Suscitato l'interesse per l'argomento, molto opportunamente esso viene bruscamente interrotto, rinviando il secondo incontro con la diva «a tra qualche minuto», per scoprire del tutto l'intervistata di fronte allo «specchio della verità».
Le allusioni ed i sottintesi spesseggiano grevi e monotoni sull'unico tema, pesantemente ripresentato senza variazioni e fantasia, interrotti e sottolineati dai noiosi applausi degli invitati presenti in studio RAI 2
Un acrobata o un mago prestigiatore distraggono per qualche minuto la compagnia, costantemente muta ed aggrondata; segue una cantante di colore che esibisce esotiche nenie e sospirose melodie commemorando colleghe celebri o melanconicamente sconosciute. Classe e bravura non mancano, per la verità; I'esecuzione è immutabilmente languida e lamentevole.
L'unica presenza umoristica, che talvolta pretenderebbe addirittura di arrivare alla ironica unghiata diretta contro certi comportamenti alto sociali contemporanei, è rappresentata da una grottesca sedicente «sex simbol degli anni novanta»: linguaggio e comportamento, intenzionalmente allusivi e talvolta graffianti, non possono per altro essere definiti intelligenti se non (forse) nelle intenzioni dell'interprete.
Con un nuovo look riecco la diva dei sogni: avventure, carriera, amori: tutto, confessano tutte le dive una alla settimana a turno, tutto è dipeso nella vita
dal destino, dal segno zodiacale che presiedeva la nascita. Le decisioni, le scelte (per amor di dio, mai definitive e vincolanti!) vengono condizionate dalI'umore del momento, al «finché ci vorremo bene e finché ci capiremo!…»

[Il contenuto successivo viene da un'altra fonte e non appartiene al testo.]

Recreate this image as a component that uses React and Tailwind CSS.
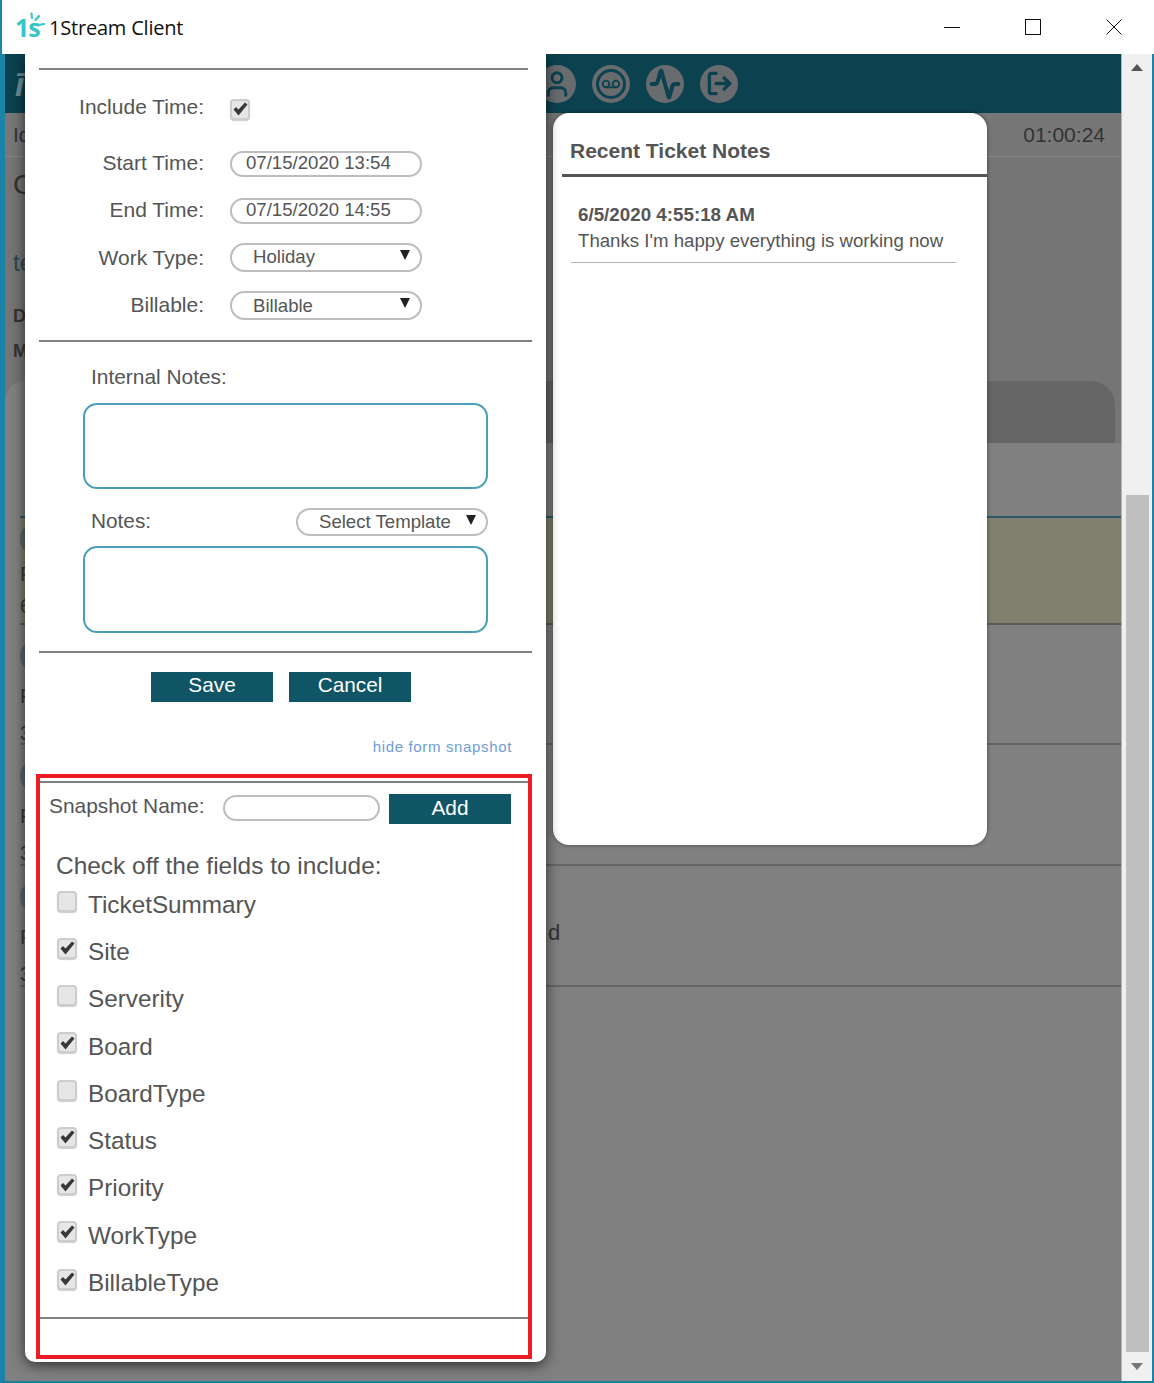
import React from "react";
import { User, Voicemail, Activity, LogOut } from "lucide-react";

const sans = "font-['Liberation_Sans',Arial,sans-serif]";

function Check({ checked, className = "" }) {
  return (
    <span className={"flex items-center justify-center w-[20px] h-[21px] rounded-[4px] border-2 border-[#cdcdcd] bg-[#e6e6e6] shadow-[0_1px_1px_rgba(0,0,0,0.2)] " + className}>
      {checked && (
        <svg width="15" height="14" viewBox="0 0 15 14">
          <path d="M0.5 7.5 L3 5 L5.5 7.5 L12 0.5 L14.5 2.5 L5.5 13.5 Z" fill="#383838" />
        </svg>
      )}
    </span>
  );
}

function Pill({ children, arrow, className = "" }) {
  return (
    <div className={"relative flex items-center rounded-full border-2 border-[#bdbdbd] bg-white text-[#555] " + className}>
      {children}
      {arrow && <span className="absolute right-[10px] top-[5px] w-0 h-0 border-l-[5px] border-r-[5px] border-t-[10px] border-l-transparent border-r-transparent border-t-[#222]" />}
    </div>
  );
}

function Row({ label, h = "h-[47px]", labelClass = "", children }) {
  return (
    <div className={"flex items-center " + h}>
      <span className={"w-[179px] text-right text-[21px] leading-none text-[#555] whitespace-nowrap " + labelClass}>{label}</span>
      <div className="ml-[26px] w-[192px]">{children}</div>
    </div>
  );
}

const Rule = ({ className }) => <div className={"h-[2px] bg-[#808080] " + className} />;

const fields = [
  ["TicketSummary", false], ["Site", true], ["Serverity", false], ["Board", true], ["BoardType", false],
  ["Status", true], ["Priority", true], ["WorkType", true], ["BillableType", true],
];

function TicketRow({ h, tail }) {
  return (
    <div className={"relative overflow-hidden shrink-0 bg-[#808080] border-b-2 border-[#666] " + h}>
      <div className="flex flex-col pt-[18px] text-[#3b3340] text-[20px] leading-none gap-[17px]">
        <span className="w-[22px] h-[26px] rounded-full bg-[#5b6b70]" />
        <span>F</span>
        <span>3</span>
      </div>
      {tail && <span className="absolute left-[528px] top-[56px] text-[22px] leading-none text-[#333]">{tail}</span>}
    </div>
  );
}

export default function App() {
  return (
    <div className={"w-[1154px] h-[1383px] flex flex-col bg-white overflow-hidden border-l-2 border-[#1b82a8] " + sans}>
      <div className="h-[54px] flex items-center shrink-0 bg-white">
        <div className="relative ml-[13px] w-[30px] h-[30px]">
          <span className="absolute left-0 top-[3px] text-[25px] leading-none font-bold tracking-[-1px] text-[#35c6c6] font-['Open_Sans',sans-serif]">1s</span>
          <svg className="absolute left-[11px] top-0" width="20" height="20" viewBox="0 0 20 20">
            <path d="M5.5 1.5 L6 6 M13 4 L9.5 8 M12.5 13 L18 12" stroke="#35c6c6" strokeWidth="2.2" strokeLinecap="round" fill="none" />
          </svg>
        </div>
        <span className="ml-[4px] mt-[2px] text-[20px] leading-none text-[#111] font-['Open_Sans',sans-serif] tracking-[-0.2px]">1Stream Client</span>
        <div className="ml-auto flex items-center">
          <svg width="16" height="16" viewBox="0 0 16 16" className="mr-[65px]"><path d="M0 8.5H16" stroke="#111" /></svg>
          <svg width="16" height="16" viewBox="0 0 16 16" className="mr-[65px]"><rect x="0.5" y="0.5" width="15" height="15" fill="none" stroke="#111" /></svg>
          <svg width="16" height="16" viewBox="0 0 16 16" className="mr-[32px]"><path d="M0.5 0.5L15.5 15.5M15.5 0.5L0.5 15.5" stroke="#111" /></svg>
        </div>
      </div>

      <div className="relative flex-1 flex border-b-2 border-[#1b7f9c] min-h-0 overflow-hidden">
        <div className="w-[3px] bg-[#1b82a8] shrink-0" />
        <div className="w-[1117px] shrink-0 flex flex-col bg-[#808080] border-r border-[#b5b5b5]">
          <div className="h-[59px] shrink-0 bg-[#0c414f] flex items-center">
            <span className="ml-[10px] text-[34px] italic font-bold text-[#6f8f98] leading-none">ī</span>
            <div className="ml-[514px] flex gap-[16px]">
              <span className="w-[38px] h-[38px] rounded-full bg-[#686c6f] flex items-center justify-center text-[#0c414f]">
                <User size={30} strokeWidth={2.4} />
              </span>
              <span className="w-[38px] h-[38px] rounded-full bg-[#686c6f] flex items-center justify-center text-[#0c414f]">
                <span className="w-[30px] h-[30px] rounded-full border-[3px] border-[#0c414f] flex items-center justify-center">
                  <Voicemail size={20} strokeWidth={2.2} />
                </span>
              </span>
              <span className="w-[38px] h-[38px] rounded-full bg-[#686c6f] flex items-center justify-center text-[#0c414f]">
                <Activity size={32} strokeWidth={3} />
              </span>
              <span className="w-[38px] h-[38px] rounded-full bg-[#686c6f] flex items-center justify-center text-[#0c414f]">
                <LogOut size={27} strokeWidth={3} />
              </span>
            </div>
          </div>
          <div className="h-[44px] shrink-0 bg-[#767776] border-b border-[#858685] flex items-center justify-between text-[21px] text-[#333] pl-[8px] pr-[16px] leading-none">
            <span>Id</span>
            <span>01:00:24</span>
          </div>
          <div className="h-[224px] shrink-0 bg-[#747574] flex flex-col text-[#333] pl-[8px] leading-none">
            <span className="mt-[14px] text-[28px]">C</span>
            <span className="mt-[52px] text-[24px] text-[#2a4653]">te</span>
            <span className="mt-[32px] text-[18px] font-bold">D</span>
            <span className="mt-[17px] text-[18px] font-bold">M</span>
          </div>
          <div className="h-[62px] shrink-0 bg-[#747574] pr-[6px] flex">
            <div className="w-[20px] h-full bg-[#808080] rounded-tl-[24px]" />
            <div className="flex-1 h-full bg-[#656665] rounded-tr-[24px]" />
          </div>
          <div className="h-[73px] shrink-0 bg-[#808080]" />
          <div className="ml-[15px] flex flex-col flex-1 min-h-0">
            <div className="h-[2px] shrink-0 bg-[#2b5b6b]" />
            <div className="h-[107px] shrink-0 bg-[#7f806d] border-b-2 border-[#5c5c56] flex flex-col pt-[8px] gap-[12px] text-[20px] leading-none text-[#3b3340]">
              <span className="w-[22px] h-[26px] rounded-full bg-[#5b6b62]" />
              <span>F</span>
              <span>6</span>
            </div>
            <TicketRow h="h-[120px]" />
            <TicketRow h="h-[121px]" />
            <TicketRow h="h-[121px]" tail="d" />
            <div className="flex-1 bg-[#808080] -ml-[15px]" />
          </div>
        </div>

        <div className="flex-1 flex flex-col items-center bg-[#f0f0f0] pt-[10px] pb-[10px]">
          <span className="w-0 h-0 border-l-[6px] border-r-[6px] border-b-[7px] border-l-transparent border-r-transparent border-b-[#555]" />
          <div className="mt-[424px] w-[23px] h-[857px] bg-[#c0c0c0]" />
          <span className="mt-[11px] w-0 h-0 border-l-[6px] border-r-[6px] border-t-[7px] border-l-transparent border-r-transparent border-t-[#777]" />
        </div>
        <div className="w-[2px] bg-[#1b82a8] shrink-0" />

        {/* Right modal */}
        <div className="absolute left-[551px] top-[59px] w-[434px] h-[732px] bg-white rounded-[16px] shadow-[0_0_4px_rgba(0,0,0,0.45)] pt-[27px]">
          <div className="ml-[17px] text-[21px] leading-none font-bold text-[#555] whitespace-nowrap">Recent Ticket Notes</div>
          <div className="mt-[13px] ml-[9px] h-[3px] bg-[#555]" />
          <div className="ml-[25px] mt-[29px] text-[18.8px] leading-none font-bold text-[#555] whitespace-nowrap">6/5/2020 4:55:18 AM</div>
          <div className="ml-[25px] mt-[7px] text-[18.65px] leading-none text-[#555] whitespace-nowrap">Thanks I'm happy everything is working now</div>
          <div className="mt-[12px] ml-[18px] w-[385px] h-[1px] bg-[#b5b5b5]" />
        </div>

        {/* Left modal */}
        <div className="absolute left-[23px] top-0 w-[521px] h-[1308px] bg-white rounded-b-[10px] shadow-[0_3px_14px_rgba(0,0,0,0.65)] flex flex-col">
          <Rule className="mt-[14px] ml-[14px] w-[489px]" />
          <Row label="Include Time:" h="h-[70px] pt-[8px]" labelClass="-mt-[5px]"><Check checked /></Row>
          <Row label="Start Time:" labelClass="-mt-[2px]"><Pill className="h-[26px] pl-[14px] text-[18.6px] leading-none">07/15/2020 13:54</Pill></Row>
          <Row label="End Time:" labelClass="-mt-[2px]"><Pill className="h-[26px] pl-[14px] text-[18.6px] leading-none">07/15/2020 14:55</Pill></Row>
          <Row label="Work Type:"><Pill arrow className="h-[29px] pl-[21px] text-[18.6px] leading-none">Holiday</Pill></Row>
          <Row label="Billable:" labelClass="-mt-[1px]"><Pill arrow className="mt-[1px] h-[29px] pl-[21px] pt-[2px] text-[18.6px] leading-none">Billable</Pill></Row>
          <Rule className="mt-[12px] ml-[14px] w-[493px]" />
          <div className="mt-[23px] ml-[66px] h-[24px] flex items-center text-[20.9px] leading-none text-[#555]">Internal Notes:</div>
          <div className="mt-[14px] ml-[58px] w-[405px] h-[86px] rounded-[14px] border-2 border-[#4a9fb8]" />
          <div className="mt-[19px] ml-[66px] w-[397px] h-[28px] flex items-center justify-between text-[#555]">
            <span className="text-[20.8px] leading-none -mt-[1px]">Notes:</span>
            <Pill arrow className="w-[192px] h-[28px] pl-[21px] text-[18.6px] leading-none">Select Template</Pill>
          </div>
          <div className="mt-[10px] ml-[58px] w-[405px] h-[87px] rounded-[14px] border-2 border-[#4a9fb8]" />
          <Rule className="mt-[18px] ml-[14px] w-[493px]" />
          <div className="mt-[19px] ml-[126px] flex gap-[16px]">
            <button className="w-[122px] h-[30px] bg-[#0f5565] text-white text-[20.8px] leading-none pb-[3px]">Save</button>
            <button className="w-[122px] h-[30px] bg-[#0f5565] text-white text-[20.8px] leading-none pb-[3px]">Cancel</button>
          </div>
          <div className="mt-[36px] mr-[34px] h-[18px] text-right text-[15px] leading-[18px] tracking-[0.65px] text-[#6f9bd6]">hide form snapshot</div>

          <div className="mt-[18px] ml-[11px] w-[496px] h-[585px] border-4 border-[#ed1c24] flex flex-col">
            <Rule className="mt-[3px]" />
            <div className="mt-[11px] flex items-center h-[30px]">
              <span className="ml-[9px] -mt-[6px] text-[20.9px] leading-none text-[#555] w-[155px] whitespace-nowrap">Snapshot Name:</span>
              <div className="ml-[19px] -mt-[3px] w-[157px] h-[26px] rounded-full border-2 border-[#bdbdbd]" />
              <button className="ml-[9px] w-[122px] h-[30px] pb-[2px] bg-[#0f5565] text-white text-[20.8px] leading-none">Add</button>
            </div>
            <div className="mt-[27px] ml-[16px] h-[30px] flex items-center text-[24.45px] leading-none text-[#555] whitespace-nowrap">Check off the fields to include:</div>
            <div className="flex flex-col">
              {fields.map(([name, on]) => (
                <div key={name} className="h-[47.25px] flex items-center ml-[17px]">
                  <Check checked={on} className="-mt-[7px]" />
                  <span className="ml-[11px] mt-[1px] text-[24.3px] leading-none text-[#555]">{name}</span>
                </div>
              ))}
            </div>
            <Rule className="mt-[11px]" />
          </div>
        </div>
      </div>
    </div>
  );
}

È cruda sincerità o ballo in maschera? Autoironia od espressìone di assoluta mancanza di punti fermi di riferimento morale?
Intanto è la celebrazione del corpo, purché sia giovane e bello, qui identificato per attraente ed affascinante, o piú chiaramente, per usare l'espressione ogni volta scelta dall'intervistatore, «erotico».
L'atmosfera in cui la celebrazione si svolge è raccolta: aleggiano languore e sensualità, e non soltanto nelle insistite riprese televisive in dettaglio di particolari anatomici diligentemente scelti in coerenza con il tema erotismo, ma anche nelle vellutate melodie delI'orchestra, che con suono sussurrato e decadente suggerisce ed insinua struggenti sentimenti. Ogni elemento del rito è offerto con gravità e quasi con professionale distacco. L'assoluta assenza di smaccata trivialità e di plebea malaeducazione, che potrebbero provocare negli spettatori reazioni di salutare rifiuto, costituiscono il segno della «serietà» della trasmissione. Essa risulta maggiormente pericolosa come strumento, sotto questo profilo subdolo piú che inavvertitamente influente, di diffusione d'una mentalità completamente opposta a quella che molti genitori ed educatori vorrebbero.
Uno spettacolino dall'ordinaria amoralità con l'occasionale immoralità di alcune situazioni. (Adelio Cola).